According to Cleese the other three Pythons are happy with Holly Gilliam and the work she is doing. Palin is not talking directly but according to Cleese he wanted it known that he was happy with Holly as well.
I have no way of knowing Idle’s lifestyle. It does seem strange that he is so poor that he is desperate for money. Cleese has made it clear that the reason why he had to keep working is as because of his third wife. He lost a lot in that divorce. Idle was married before but was divorced long enough ago that it’s not an issue. He’s been married for 40 something years to his current wife.
He sold a house in L.A. last year that he listed for $6.5 million that he had purchased in 1995 for $1.5 million. You have to be very careful when rich old folks start talking about how poor they are. A MUCH more likely assumption is his net worth still reads as very rich, but his steady income has dropped off sharply to the point where he perhaps has to liquidate an asset or two. But that doesn’t mean he is poor, it just means he is less rich and resents it.

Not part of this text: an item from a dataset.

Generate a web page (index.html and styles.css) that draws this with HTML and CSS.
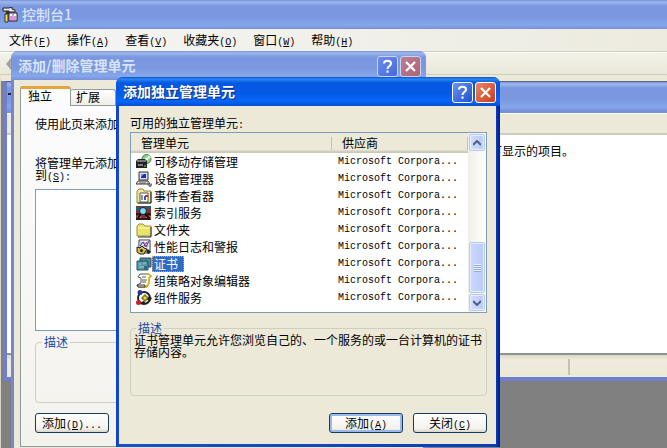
FILE: index.html
```html
<!DOCTYPE html>
<html lang="zh-CN">
<head>
<meta charset="utf-8">
<title>控制台1</title>
<link rel="stylesheet" href="styles.css">
</head>
<body>
<main class="console">
  <header class="titlebar titlebar-main">
    <svg class="icon" viewBox="0 0 16 16"><path d="M1 1h6l3-1v2l3 1v2H7V4H1z" fill="#e8e8e8" stroke="#222"/><path d="M4 4h3v3H4z" fill="#333"/><path d="M3 7h3v8H3z" fill="#f4e634" stroke="#333"/><path d="M7 6h8v8H7z" fill="#fff" stroke="#222"/><path d="M9 9v5M11 7v7M13 9v5" stroke="#c02ca0"/></svg>
    <h1>控制台1</h1>
  </header>
  <nav class="menu">
    <button>文件<span class="key">(<u>F</u>)</span></button>
    <button>操作<span class="key">(<u>A</u>)</span></button>
    <button>查看<span class="key">(<u>V</u>)</span></button>
    <button>收藏夹<span class="key">(<u>O</u>)</span></button>
    <button>窗口<span class="key">(<u>W</u>)</span></button>
    <button>帮助<span class="key">(<u>H</u>)</span></button>
  </nav>
  <div class="toolbar"><svg class="back" viewBox="0 0 5 12"><path d="M5 0v12L0 6z" fill="#a3a29b"/></svg></div>
  <section class="workspace">
    <div class="child">
      <header class="titlebar titlebar-child"><svg class="icon-small" viewBox="0 0 5 8"><path d="M0 4h5M4 2v4" stroke="#222" stroke-width="2"/></svg></header>
      <div class="child-bar"></div>
      <div class="child-view"><p>可显示的项目。</p></div>
      <footer class="status"><span></span></footer>
    </div>
  </section>
</main>

<section class="window snapins">
  <header class="titlebar">
    <h2>添加/删除管理单元</h2>
    <button class="cap help" aria-label="帮助"><svg viewBox="0 0 19 19"><path d="M6 6.500C6 2.800 13 2.800 13 6.500C13 9 9.500 9 9.500 12M9.500 13.500v2.200" fill="none" stroke="#fff" stroke-width="2"/></svg></button>
    <button class="cap close" aria-label="关闭"><svg viewBox="0 0 19 19"><path d="M5 5l9 9M14 5l-9 9" stroke="#fff" stroke-width="2.2"/></svg></button>
  </header>
  <div class="window-body">
    <div class="tabs">
      <button class="tab active">独立</button>
      <button class="tab">扩展</button>
    </div>
    <div class="panel">
      <p class="intro">使用此页来添加</p>
      <label class="add-to" for="target">将管理单元添加<br>到<span class="key">(<u>S</u>):</span></label>
      <select id="target" class="target" size="2"></select>
      <fieldset class="group"><legend>描述</legend></fieldset>
      <button class="push add-more">添加<span class="key">(<u>D</u>)...</span></button>
    </div>
  </div>
</section>

<section class="window standalone">
  <header class="titlebar">
    <h2>添加独立管理单元</h2>
    <button class="cap help" aria-label="帮助"><svg viewBox="0 0 19 19"><path d="M6 6.500C6 2.800 13 2.800 13 6.500C13 9 9.500 9 9.500 12M9.500 13.500v2.200" fill="none" stroke="#fff" stroke-width="2"/></svg></button>
    <button class="cap close" aria-label="关闭"><svg viewBox="0 0 19 19"><path d="M5 5l9 9M14 5l-9 9" stroke="#fff" stroke-width="2.2"/></svg></button>
  </header>
  <div class="window-body">
    <p class="caption">可用的独立管理单元<span class="key">:</span></p>
    <div class="list">
      <table>
        <thead><tr><th class="name">管理单元</th><th>供应商</th></tr></thead>
        <tbody>
          <tr><td><div class="item"><svg class="icon" viewBox="0 0 16 16"><circle cx="10.500" cy="5" r="4.500" fill="#8bd08b" stroke="#3d8048"/><path d="M10 5l3-4 2 3z" fill="#e4f8d8"/><circle cx="10.500" cy="5" r="1.500" fill="#fff"/><path d="M0 7l2-2h7l2 2v7H0z" fill="#222"/><path d="M1 7h9" stroke="#ccc"/><path d="M2 11h5" stroke="#ddd"/><path d="M8 12h2" stroke="#4f4"/></svg><span>可移动存储管理</span></div></td><td class="vendor">Microsoft Corpora...</td></tr>
          <tr><td><div class="item"><svg class="icon" viewBox="0 0 16 16"><path d="M3 1h9v8H3z" fill="#ddd" stroke="#333"/><path d="M5 3h5v4H5z" fill="#0d31d0"/><path d="M5 3h3L5 6z" fill="#6d9bff"/><path d="M2 10h10l2 3H0z" fill="#eee" stroke="#333"/><path d="M3 12h7" stroke="#555"/><path d="M11 12l3 3 2-2" fill="none" stroke="#777" stroke-width="2"/></svg><span>设备管理器</span></div></td><td class="vendor">Microsoft Corpora...</td></tr>
          <tr><td><div class="item"><svg class="icon" viewBox="0 0 16 16"><path d="M1 3l2-2h4l1 2h7v12H1z" fill="#eeeb96" stroke="#8c8740"/><path d="M15 4v11H2" fill="none" stroke="#222"/><path d="M4 5h8v9H4z" fill="#fff" stroke="#555"/><path d="M6 7v5" stroke="#222"/><path d="M8 8h2v4H8z" fill="#4051c8"/><path d="M9 7h3v2H9z" fill="#d52e3a"/></svg><span>事件查看器</span></div></td><td class="vendor">Microsoft Corpora...</td></tr>
          <tr><td><div class="item"><svg class="icon" viewBox="0 0 16 16"><path d="M0 1h15v14H0z" fill="#8a3028"/><path d="M0 2h5v4H0zM9 1h6v3H9z" fill="#235c78"/><path d="M1 11h4v3H1zM10 11h5v3h-5z" fill="#da6b44"/><path d="M0 9h5M10 9h5M0 14h14" stroke="#231c28" stroke-width="2"/><circle cx="7" cy="6" r="3.500" fill="#86d9f0" stroke="#123"/><path d="M9 9l5 5M5 9l-3 4" stroke="#101018" stroke-width="2"/></svg><span>索引服务</span></div></td><td class="vendor">Microsoft Corpora...</td></tr>
          <tr><td><div class="item"><svg class="icon" viewBox="0 0 16 16"><path d="M1 4l2-2h4l2 2h6v10H1z" fill="#e9e36a" stroke="#99933a"/><path d="M2 6h12" stroke="#fffdc6"/><path d="M15 5v10H2" fill="none" stroke="#333"/></svg><span>文件夹</span></div></td><td class="vendor">Microsoft Corpora...</td></tr>
          <tr><td><div class="item"><svg class="icon" viewBox="0 0 16 16"><path d="M3 1h11v13H3z" fill="#fff" stroke="#333"/><path d="M5 1v9M8 1v9M11 1v9M3 4h10M3 7h10" stroke="#b3b3c5"/><path d="M4 7l3-4 3 5 3-6" fill="none" stroke="#243bc6"/><path d="M8 7l3-4" stroke="#d42132"/><path d="M1 8l3 1 2-2 2 2 3 1-2 3-1 2H4l-3-2z" fill="#d8c43c" stroke="#222"/><circle cx="5.500" cy="11.500" r="1.500" fill="#222"/><path d="M10 12l2-2 3 3-3 2z" fill="#222"/></svg><span>性能日志和警报</span></div></td><td class="vendor">Microsoft Corpora...</td></tr>
          <tr class="selected"><td><div class="item"><svg class="icon" viewBox="0 0 16 16"><path d="M4 2h11v9H4z" fill="#4b8b9d" stroke="#234f68"/><path d="M1 5h11v9H1z" fill="#5799a5" stroke="#214f68"/><path d="M3 8h2M7 7h3M3 11h5" stroke="#91d1ce"/><path d="M8 10h3v4H8z" fill="#30687d"/></svg><span>证书</span></div></td><td class="vendor">Microsoft Corpora...</td></tr>
          <tr><td><div class="item"><svg class="icon" viewBox="0 0 16 16"><path d="M4 1h9l2 2-2 2v5l-2 4H2l-1-2 4-2V5L2 4z" fill="#fff" stroke="#555"/><path d="M12 1l3 2-2 2v5l-3 4H4" fill="none" stroke="#d8b926" stroke-width="2"/><path d="M6 4h4M6 7h5M6 9h4" stroke="#555"/><path d="M1 12h8v2H2z" fill="#eee" stroke="#333"/></svg><span>组策略对象编辑器</span></div></td><td class="vendor">Microsoft Corpora...</td></tr>
          <tr><td><div class="item"><svg class="icon" viewBox="0 0 16 16"><circle cx="8" cy="8" r="6" fill="#fff" stroke="#222" stroke-width="2"/><circle cx="4" cy="2.500" r="2.500" fill="#253894"/><circle cx="2.500" cy="12.500" r="2.500" fill="#c52427"/><path d="M8 5h2v2h2v2h-2v2H8V9H6V7h2z" fill="#f6da30" stroke="#665819"/><path d="M13 6l3 2-2 3-3-1z" fill="#222"/><path d="M5 12l3-1 2 3H6z" fill="#222"/></svg><span>组件服务</span></div></td><td class="vendor">Microsoft Corpora...</td></tr>
        </tbody>
      </table>
      <div class="scroll">
        <button class="arrow" aria-label="向上"><svg viewBox="0 0 8 6"><path d="M0 5l4-4 4 4" fill="none" stroke="#4d6185" stroke-width="2"/></svg></button>
        <div class="track"><div class="thumb"></div></div>
        <button class="arrow" aria-label="向下"><svg viewBox="0 0 8 6"><path d="M0 1l4 4 4-4" fill="none" stroke="#4d6185" stroke-width="2"/></svg></button>
      </div>
    </div>
    <fieldset class="group"><legend>描述</legend><p>证书管理单元允许您浏览自己的、一个服务的或一台计算机的证书存储内容。</p></fieldset>
    <div class="actions">
      <button class="push default">添加<span class="key">(<u>A</u>)</span></button>
      <button class="push">关闭<span class="key">(<u>C</u>)</span></button>
    </div>
  </div>
</section>
</body>
</html>
```
FILE: styles.css
```css
* { box-sizing: border-box; }
html, body { height: 100%; }
body {
  margin: 0;
  position: relative;
  overflow: hidden;
  background: #808080;
  color: #000;
  font: 12px/12px "Noto Sans CJK SC", sans-serif;
}
h1, h2, p { margin: 0; }
button { font: inherit; color: inherit; padding: 0; border: 0; background: none; }
.key, .vendor { font-family: "Liberation Mono", monospace; font-size: 10px; }
.key { line-height: 0; }
.icon { width: 16px; height: 16px; flex: none; }

/* Console window */
.console { display: flex; flex-direction: column; height: 100%; }
.titlebar {
  display: flex;
  align-items: center;
  flex: none;
  height: 29px;
  background: linear-gradient(#7a92d6 0, #9db8ee 2px, #7b97e0 6px, #7a97e0 17px, #85a7ea 25px, #7890da 29px);
  color: #d8e4f8;
}
.titlebar h1, .titlebar h2 { flex: 1; padding-bottom: 3px; font-size: 14px; line-height: 18px; font-weight: 700; }
.titlebar-main { padding: 1px 2px 0; gap: 4px; }
.titlebar-main h1 { font-weight: 500; }
.menu {
  display: flex;
  flex: none;
  gap: 16px;
  height: 23px;
  padding: 0 9px;
  background: linear-gradient(90deg, #f5f5f5, #edebdf);
  border-bottom: 1px solid #d0cebf;
}
.toolbar {
  display: flex;
  align-items: center;
  flex: none;
  height: 23px;
  padding-left: 6px;
  background: linear-gradient(#f3f2e8, #eae8da);
  border-top: 1px solid #fff;
  border-bottom: 1px solid #cfcdbd;
}
.back { width: 5px; height: 12px; }
.workspace {
  flex: 1;
  padding-left: 2px;
  border-top: 6px solid #ece9d8;
  background: #808080;
  border-left: 1px solid #d8d5c8;
}
.child {
  height: 300px;
  display: flex;
  flex-direction: column;
  border: solid #6f7fce;
  border-width: 1px 0 4px 4px;
  border-top-color: #5a6488;
  background: #ece9d8;
}
.titlebar-child { height: 32px; padding-left: 1px; border-bottom: 1px solid #fff; }
.icon-small { width: 5px; height: 8px; margin-bottom: 8px; }
.child-bar { height: 21px; background: #ece9d8; border-bottom: 2px solid #cfccba; }
.child-view { flex: 1; background: #fff; border-bottom: 2px solid #8b9490; }
.child-view p { padding: 10px 0 0 483px; }
.status {
  height: 22px;
  padding: 4px 0 2px;
  background: linear-gradient(#dcd8c4, #efecde 5px, #ece9d8);
}
.status span { display: block; width: 563px; height: 16px; border-right: 2px solid #c4c1ae; }

/* Dialog windows */
.window {
  position: absolute;
  display: flex;
  flex-direction: column;
  border-radius: 7px 7px 0 0;
  overflow: hidden;
}
.window-body { flex: 1; display: flex; flex-direction: column; background: #ece9d8; }
.cap {
  display: grid;
  place-items: center;
  width: 21px;
  height: 21px;
  border: 1px solid #fff;
  border-radius: 3px;
}
.cap svg { width: 19px; height: 19px; }
.snapins { left: 11px; top: 51px; bottom: -4px; width: 415px; background: #7986cc; padding: 0 3px 3px; }
.snapins .titlebar { margin: 0 -3px; padding: 2px 5px 0 7px; gap: 2px; }
.snapins .cap { border-color: #c9d4f4; }
.snapins .help { background: linear-gradient(135deg, #6e8ee8, #4569df); }
.snapins .close { background: linear-gradient(135deg, #bb7e94, #b0646f); }
.snapins .window-body { padding: 6px 6px 2px; }

.tabs { display: flex; align-items: flex-end; height: 19px; }
.tab {
  width: 45px;
  height: 16px;
  border: 1px solid #919b9c;
  border-width: 1px 1px 0 0;
  border-radius: 2px 3px 0 0;
  background: linear-gradient(#fff, #efeee6);
  padding: 0 10px 2px 0;
}
.tab.active {
  z-index: 1;
  width: 51px;
  height: 20px;
  margin-bottom: -1px;
  border-width: 0 1px;
  border-top: 3px solid #e8a33a;
  background: #fcfcfe;
  padding: 0 11px 4px 0;
}
.panel {
  flex: 1;
  display: flex;
  flex-direction: column;
  padding: 12px 14px;
  border: 1px solid #919b9c;
  background: linear-gradient(#fcfcfe, #f3f2ec);
}
.intro { margin-bottom: 27px; }
.add-to { margin-bottom: 8px; }
.target { height: 142px; border: 1px solid #7f9db9; border-radius: 0; background: #fff; padding: 0; overflow: hidden; }
.group {
  min-width: 0;
  margin: 0;
  padding: 0 3px;
  border: 1px solid #cfcfbd;
  border-radius: 4px;
}
.group legend { margin-left: 3px; padding: 0 2px; color: #1748a5; line-height: 12px; }
.snapins .group { height: 67px; margin-top: 5px; }
.push {
  width: 74px;
  height: 20px;
  border: 1px solid #123c5e;
  border-radius: 3px;
  background: linear-gradient(#fff, #f3f2ed 80%, #d9d5c8);
}
.push.default { box-shadow: inset 0 0 0 2px #9db9ea; }
.add-more { margin-top: 10px; }

.standalone { left: 116px; top: 77px; width: 384px; background: linear-gradient(90deg, #0a40c8, #1650d0 3px, #0d3cb8 380px, #001c90); padding: 0 4px 3px 3px; }
.standalone .titlebar {
  margin: 0 -4px 0 -3px;
  padding: 2px 4px 0 7px;
  gap: 2px;
  color: #fff;
  text-shadow: 1px 1px 0 #0a2c84;
  background: linear-gradient(#0a4fc4 0, #2a86f4 2px, #0458e0 6px, #0459e6 16px, #0566fb 24px, #0450d0 29px);
}
.standalone .help { background: linear-gradient(135deg, #6a94f2, #2050d0); }
.standalone .close { background: linear-gradient(135deg, #e8866a, #cc3c16); }
.standalone .window-body { padding: 11px 9px 11px 11px; }
.caption { margin-bottom: 3px; }
.list { display: flex; height: 181px; border: 1px solid #7f9db9; background: #fff; }
table { flex: 1; height: max-content; border-collapse: collapse; table-layout: fixed; }
th {
  height: 20px;
  padding: 0 0 0 10px;
  text-align: left;
  font-weight: 400;
  background:
    linear-gradient(#c5c2b0, #c5c2b0) right center / 1px 13px no-repeat,
    linear-gradient(#ece9d8 17px, #d4d1c0 18px, #c8c5b3);
}
.name { width: 201px; }
td { height: 17px; padding: 0; }
.vendor { padding-left: 6px; white-space: nowrap; }
.item { display: flex; align-items: center; padding-left: 5px; height: 17px; }
.item span { padding: 0 6px 0 2px; line-height: 16px; }
.selected .item span { background: #316ac5; color: #fff; outline: 1px dotted #d8a060; outline-offset: -1px; }
.scroll { display: flex; flex-direction: column; width: 18px; padding: 1px; background: linear-gradient(90deg, #f1efe8, #fefefb); }
.arrow, .thumb {
  width: 16px;
  border: 1px solid #b4c8f4;
  border-radius: 2px;
  background: linear-gradient(90deg, #d2defd, #b8cbf6);
  box-shadow: inset 0 0 0 1px #e8effe;
}
.arrow { display: grid; place-items: center; height: 17px; }
.arrow svg { width: 8px; height: 6px; }
.track { flex: 1; display: flex; flex-direction: column; justify-content: flex-end; padding-bottom: 1px; }
.thumb {
  height: 51px;
  background:
    repeating-linear-gradient(#eef4fe 0 1px, #8fa9e4 1px 2px) center / 7px 8px no-repeat,
    linear-gradient(90deg, #cad8fd, #b9cbf8);
}
.standalone .group { height: 74px; margin-top: 9px; }
.standalone .group legend { margin-left: 2px; }
.actions { display: flex; justify-content: flex-end; gap: 10px; margin-top: 17px; }
```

I used to be able to live a lavish lifestyle on residuals without having to worry about finances is very, very different from I have to work at the age 80 if I want to stay out of a cut-rate nursing home. I’m confidant Idle is nowhere near even spitting distance of middle-class, he just doesn’t like the idea of potentially downsizing and having a shrinking net worth.
From the outside it appears unfair to criticize Holly Gilliam for what is more easily explained by the current residual model of streaming services and a shrinking fan base.
Now I’m starting to imagine a “mirror universe” version of the Four Yorkshiremen sketch, this time with the players trying to one-up each other on the financial gambits they’ve been taking to keep living in the style they’re accustomed to…
…
And, bloody 'ell Eric, trying to deal with the income streams drying up and investments turning out to not have been quite enough is what most of us fans are doing right now, too.